An access path: the l-value of an expression that is constructed from variables, pointer dereference operators, and structure field selection operators.

  • For C: "*" deference, "." field selection, "->" dereference and field selection

Aliasing occurs when there exists more than one access path to a storage location. An access path is the l-value of an expression constructed from variables, pointer indirection operators, and structure field selection operators. For e.g., in C it includes ‘*’ dereference operator, ‘.’, ‘->’ operator etc. Consider the following statement:

 p = &r;

After this statement, *p and r refer to the same storage location and thus become aliases of each other, which can be expressed as the relation <*p, r>.

Two access paths are

  • a must-alias at a statement S if they refer to the same storage locations in all execution instances of S.
  • a may-aliases at S if they refer to the same storage location at some execution instance of S.
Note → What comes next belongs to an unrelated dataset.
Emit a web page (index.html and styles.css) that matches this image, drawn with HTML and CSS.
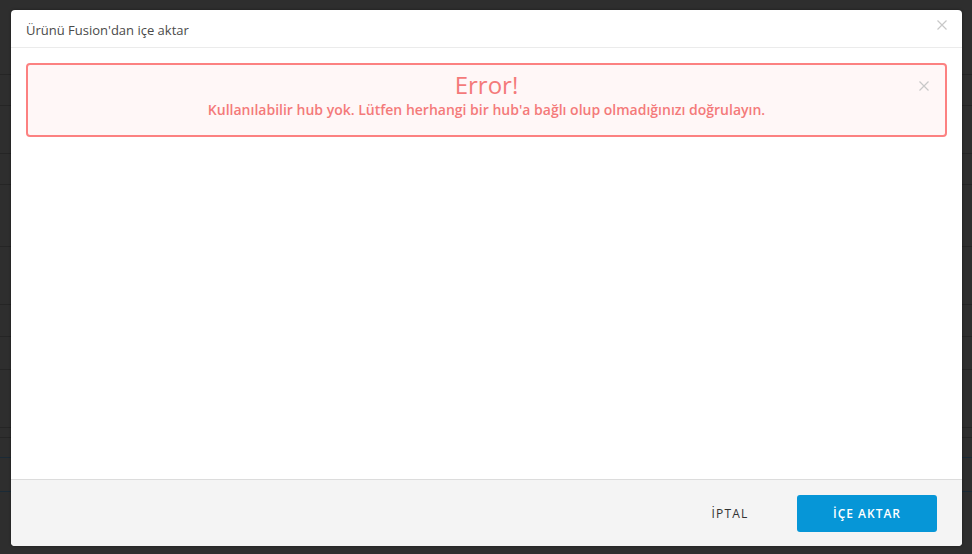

Trivial alias <x, x> holds for all access paths x, provided x does not result in a dereference of the null pointer.

  • Semantics: x is self aliasing to itself
  • if x and y are non-NULL pointers, <x,y> implies <*x, *y>

Compact representation

[edit | edit source]

A compact representation is used for each alias relation

Algorithm

[edit | edit source]

The current implementation implements Michael Hind, Michael Burke, Paul Carini, and Jong-Deok Choi. 1999. Interprocedural pointer alias analysis. ACM Trans. Program. Lang. Syst. 21, 4 (July 1999), 848-894. link.

Features

  • Intra procedural analysis: summarizes the alias information of each function
    • Flow-sensitive: control flow paths are considered
  • Inter-procedural analysis: considering call graphs to propagates alias information across the call graph to determine the “type” of the object
    • Context in-sensitive: call stack information is ignored
  • Complexity: computing pointer aliases is considered an NP-Hard problem; hence this algorithm uses approximation methods to compute aliases.
  • Uses compact representation graphs to represent alias information.

Testing

[edit | edit source]

make check rules:

  • [/path/build_rose/tests/roseTests/programAnalysisTests/generalDataFlowAnalysisTests]make verify-pointerAliasAnalysis

We use a primitive way to test the correctness.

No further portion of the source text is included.